Let's look at the last case first. If $\lvert a\rvert=1$, then you have $\sum_{n=0}^\infty {\pm_n\left(\sum_{m=0}^nb^m\right)}\text{.}$ The terms of such a series, $\pm_n\left(\sum_{m=0}^nb^m\right)$,  do not approach $0$ no matter what $b$ is.
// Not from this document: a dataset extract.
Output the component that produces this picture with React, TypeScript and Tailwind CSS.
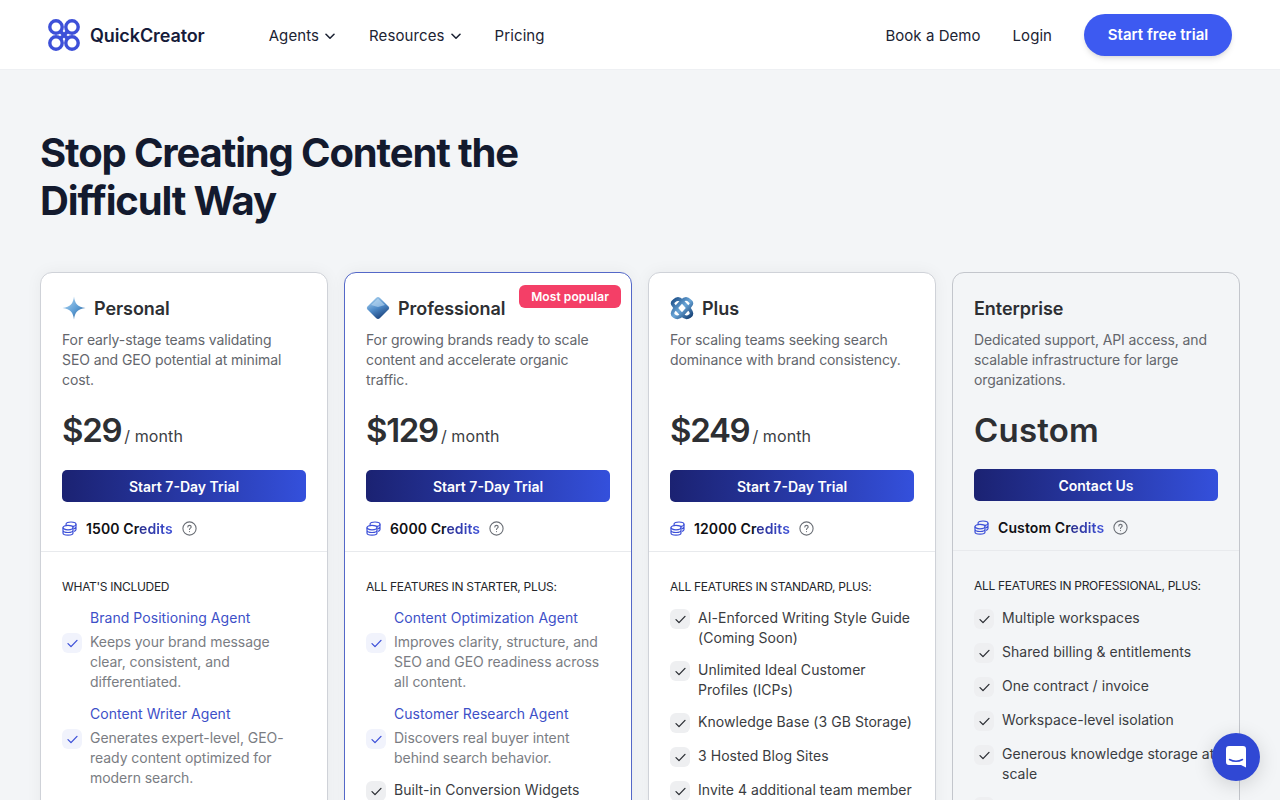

So your series will diverge. 
What if $\lvert b\rvert>1$ and $\lvert a\rvert=\frac{1}{\lvert b\rvert}$? Since $\lvert b\rvert>1$ we may write $\sum_{m=0}^nb^m=\frac{b^{n+1}-1}{b-1}$, and your series is $\sum_{n=0}^\infty {\pm_n\left(\frac{b^{n+1}-1}{b^n(b-1)}\right)}\text{.}$ Again using $\lvert b\rvert>1$, the terms of this series do not converge to $0$, so this series would be divergent. 
Now we know the only situations where your series converges are:


*

*$\lvert ab\rvert<1$ and $\lvert b\rvert>1$ (which implies $\lvert a\rvert<1$)

*$\lvert a\rvert<1$ and $\lvert b\rvert\leq1$ (which implies $\lvert ab\rvert<1$)


When $b\neq1$, both situations give:
$$\begin{align}
\sum_{n=0}^\infty \left(a^n\sum_{m=0}^nb^m\right)
&=\sum_{n=0}^\infty a^n\frac{1-b^{n+1}}{1-b}\\
&=\frac{1}{1-b}\left(\sum_{n=0}^\infty a^n-b\sum_{n=0}^\infty (ab)^n\right)\\
&=\frac{1}{1-b}\left(\frac{1}{1-a}-\frac{b}{1-ab}\right)\\
&=\frac{1}{(1-a)(1-ab)}\\
\end{align}$$
And when $b=1$ with $\lvert a\rvert<1$,
$$\begin{align}
\sum_{n=0}^\infty \left(a^n\sum_{m=0}^nb^m\right)
&=\sum_{n=0}^\infty (n+1)a^n\\
&=\left.\sum_{n=0}^\infty \frac{d}{dx}x^{n+1}\right|_{x=a}\\
&=\left.\frac{d}{dx}\sum_{n=0}^\infty x^{n+1}\right|_{x=a}\\
&=\left.\frac{d}{dx}\left(\frac{1}{1-x}-1\right)\right|_{x=a}\\
&=\left.\frac{1}{(1-x)^2}\right|_{x=a}\\
&=\frac{1}{(1-a)^2}\\
\end{align}$$
Which conveniently agrees with the formula $\frac{1}{(1-a)(1-ab)}$.